Democratization has its dark side as well. What was once a time-intensive task for people with advanced degrees is now often relegated to junior staff with minimal survey design training or experience -- trust me, I was one of these people at my first job out of college. Younger employees tend to be most eager to (and assigned to) using new technologies. Online software has made it simple to rapidly field low-quality forms, surveys, and other modes of data collection. It’s no surprise that the blogs of online survey vendors are littered with posts about the most basic survey design advice, such as asking one question at a time.1 Paradoxically, the low price tag means that organizations pay less attention to the design of these tools. If you miss something, you can always add another question or collect more data later.
Now there’s hardly a consumer or government interaction these days that doesn’t ask me for a review or a “short” survey. We’re all swimming in requests for data. We’re asked to provide information on tools that are too long, too intrusive, and too confusing. There’s even an industry term for the feeling of being over asked: “survey fatigue.”2 It’s an apt name. I’m personally tired of being inundated with requests -- and poorly designed ones are the most enervating.
It wasn’t always like this. The other day, I was looking back on how data collection was done before modern computing in the 1940s and 1950s. Most folks who haven’t graced a sociology classroom or survey design course probably haven’t heard of Paul Lazarsfeld and his colleagues at the Bureau of Applied Social Research at Columbia University. They were public intellectual giants in their day and pioneers in large-scale and rigorous survey research.
Back then, collecting data was expensive and very time-consuming. In-person interviews, focus groups, and mail surveys were the primary way to collect information.3 There was some data collection by phone, but more than one-third of the population didn’t have access to phones, and even those who did would often share lines.4 That said, being asked for an opinion was a bit of a novelty (and rarity) and response rates for a typical survey were north of 90%!5
Information was hand-recorded and stored on punch cards, which could be used by card sorting machines for “quick” tabulations. The IBM cards, the standard of the day, could hold about 80 columns worth of data. Those 80 columns aren’t not just for questions asked; that’s for any information you would need. Location, time, interviewer, and anything would have to be represented with some combination of holes in order to be used by the card sorters and readers. To illustrate how this worked in practice, one seminal multi-year study in 1948 by the Bureau of Applied Social Research of over 1,000 voters in Elmira, New York only asked about 40 questions in large part because of these constraints.

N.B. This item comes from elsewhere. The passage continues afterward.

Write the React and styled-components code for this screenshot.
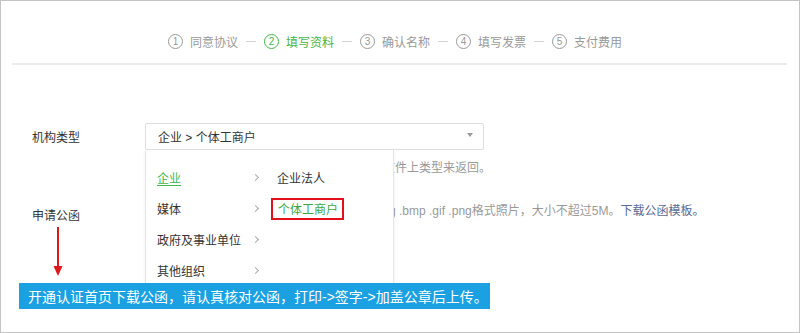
import React from "react";
import styled, { createGlobalStyle } from "styled-components";

const GlobalStyle = createGlobalStyle`
  html, body {
    margin: 0;
    padding: 0;
    background: #fff;
  }
  body {
    font-family: "Liberation Sans", "Noto Sans CJK SC", sans-serif;
    font-size: 12px;
    color: #333;
  }
`;

const Page = styled.div`
  position: relative;
  box-sizing: border-box;
  width: 800px;
  height: 333px;
  border: 1px solid #c4c4c4;
  overflow: hidden;
  background: #fff;
`;

const Steps = styled.div`
  display: flex;
  align-items: center;
  justify-content: center;
  box-sizing: border-box;
  height: 64px;
  margin: 0 12px 0 11px;
  padding: 19px 9px 0 0;
  border-bottom: 2px solid #ececec;
`;

const Step = styled.div`
  display: flex;
  align-items: center;
  gap: 7px;
  color: ${(p) => (p.$active ? "#44b549" : "#999")};
  font-size: 12px;
`;

const Circle = styled.span`
  display: inline-flex;
  align-items: center;
  justify-content: center;
  box-sizing: border-box;
  width: 15px;
  height: 15px;
  border: 1px solid currentColor;
  border-radius: 50%;
  font-family: "Liberation Sans", sans-serif;
  font-size: 10px;
  line-height: 1;
`;

const Dash = styled.span`
  display: inline-block;
  width: 10px;
  height: 1px;
  margin: 0 8px;
  background: #d4d4d4;
`;

const Form = styled.div`
  padding: 58px 0 0 31px;
`;

const Row = styled.div`
  display: flex;
  align-items: center;
  min-height: ${(p) => p.$h || 27}px;
  margin-top: ${(p) => p.$mt || 0}px;
`;

const Label = styled.div`
  width: 113px;
  flex-shrink: 0;
  color: #333;
  font-size: 12px;
  padding-top: ${(p) => p.$pt || 0}px;
`;

const Field = styled.div`
  position: relative;
`;

const Select = styled.div`
  display: flex;
  align-items: center;
  justify-content: space-between;
  box-sizing: border-box;
  width: 339px;
  height: 27px;
  padding: 0 10px 0 12px;
  border: 1px solid #dedede;
  border-radius: 2px;
  color: #333;
`;

const Caret = styled.span`
  width: 0;
  height: 0;
  margin-top: -3px;
  border-left: 3px solid transparent;
  border-right: 3px solid transparent;
  border-top: 4px solid #999;
`;

const Hint = styled.div`
  margin-left: 113px;
  padding-left: 2px;
  margin-top: ${(p) => p.$mt || 0}px;
  line-height: 18px;
  color: #999;
  white-space: nowrap;
`;

const HintInline = styled.div`
  line-height: 18px;
  color: #999;
  white-space: nowrap;
  margin-top: -2px;
`;

const Link = styled.a`
  color: #576b95;
  text-decoration: none;
`;

const Dropdown = styled.div`
  position: absolute;
  left: 0;
  top: 27px;
  z-index: 2;
  display: flex;
  box-sizing: border-box;
  width: 249px;
  height: 145px;
  padding-top: 12px;
  background: #fff;
  border: 1px solid #e6e6e6;
  border-top: none;
  box-shadow: 0 2px 4px rgba(0, 0, 0, 0.06);
`;

const Column = styled.ul`
  list-style: none;
  margin: 0;
  padding: 0;
  width: ${(p) => p.$w}px;
`;

const Item = styled.li`
  display: flex;
  align-items: center;
  justify-content: space-between;
  height: 31px;
  padding: 0 ${(p) => (p.$sub ? 0 : 6)}px 0 11px;
  color: ${(p) => (p.$active ? "#44b549" : "#333")};
  text-decoration: ${(p) => (p.$underline ? "underline" : "none")};
  text-underline-offset: 2px;
`;

const Chevron = styled.span`
  width: 4px;
  height: 4px;
  margin-right: 2px;
  border-right: 1px solid #aaa;
  border-top: 1px solid #aaa;
  transform: rotate(45deg);
`;

const Marked = styled.span`
  display: inline-flex;
  align-items: center;
  height: 22px;
  margin-left: -6px;
  padding: 0 4px 0 5px;
  box-sizing: border-box;
  border: 2px solid #e3101c;
  color: #3aa83f;
`;

const Arrow = styled.svg`
  position: absolute;
  left: 51px;
  top: 226px;
`;

const Banner = styled.div`
  position: absolute;
  left: 18px;
  top: 282px;
  z-index: 3;
  box-sizing: border-box;
  width: 471px;
  height: 26px;
  padding-left: 9px;
  display: flex;
  align-items: center;
  background: #1ba1e2;
  color: #fff;
  font-size: 14px;
  white-space: nowrap;
`;

const steps = ["同意协议", "填写资料", "确认名称", "填写发票", "支付费用"];
const parents = ["企业", "媒体", "政府及事业单位", "其他组织"];

export default function App() {
  return (
    <>
      <GlobalStyle />
      <Page>
        <Steps>
          {steps.map((s, i) => (
            <React.Fragment key={s}>
              {i > 0 && <Dash />}
              <Step $active={i === 1}>
                <Circle>{i + 1}</Circle>
                {s}
              </Step>
            </React.Fragment>
          ))}
        </Steps>

        <Form>
          <Row>
            <Label>机构类型</Label>
            <Field>
              <Select>
                <span>企业 &gt; 个体工商户</span>
                <Caret />
              </Select>
              <Dropdown>
                <Column $w={120}>
                  {parents.map((p, i) => (
                    <Item key={p} $active={i === 0} $underline={i === 0}>
                      {p}
                      <Chevron />
                    </Item>
                  ))}
                </Column>
                <Column $w={127}>
                  <Item $sub>企业法人</Item>
                  <Item $sub>
                    <Marked>个体工商户</Marked>
                  </Item>
                </Column>
              </Dropdown>
            </Field>
          </Row>
          <Hint $mt={9}>* 请按照营业执照或其他登记证书等有效证明文件上类型来返回。</Hint>

          <Row $h={22} $mt={23}>
            <Label $pt={6}>申请公函</Label>
            <HintInline>
              请上传加盖公章并签字的公函扫描件，支持 .jpg .bmp .gif .png格式照片，大小不超过5M。
              <Link href="#">下载公函模板。</Link>
            </HintInline>
          </Row>
        </Form>

        <Arrow width="12" height="50" viewBox="0 0 12 50">
          <line x1="6" y1="0" x2="6" y2="41" stroke="#e0161d" strokeWidth="2" />
          <path d="M1.5 39 L10.5 39 L6 49 Z" fill="#e0161d" />
        </Arrow>

        <Banner>开通认证首页下载公函，请认真核对公函，打印-&gt;签字-&gt;加盖公章后上传。</Banner>
      </Page>
    </>
  );
}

Analyzing the data, of course, was really hard too. You could create simple tables with counts of variables produced by punch card sorting machines or do some regression math by hand-programming early computers.6 And it’s not like these machines were at everyone’s desk where you could run analysis after analysis with the stroke of a key. They were expensive machines that were in high demand. You had to book time on these machines far in advance and your analysis would be run in batches with a bunch of other folks.7
You might think that these constraints basically made it nearly impossible to do high-quality work. But you’d be wrong. The research done at Columbia fundamentally changed how we understood social and political influence for decades. They developed ideas you likely have heard of, such as so-called “key opinion leaders,” social influence on people’s political views, and how new innovations spread. The questions they were looking into are still ones that social scientists are debating to this day.
Not only are broader questions they asked still relevant but their questionnaires -- nearly 75 years later -- still hold up pretty well. The questions are simple to read and understand. They don’t seem redundant or irrelevant to the task at hand. And keep in mind, this is without the benefit of modern standards and norms for doing these types of studies -- they were the pioneers. Sure, if you were re-running the study today, you’d do a few things differently. But that’s true about pretty much any survey.
How were they able to do great work with these limitations? My view is that the constraints actually helped them improve their data collection process. They were forced to spend a lot of time on planning precisely because they were severely limited in the number of questions they could ask and what answers they could collect. There were no “throw in” questions -- each needed a justification. The technological limitations also forced them to think about the analysis ahead of time. They had to organize data on punch cards so the sorting machines could produce the tables they wanted.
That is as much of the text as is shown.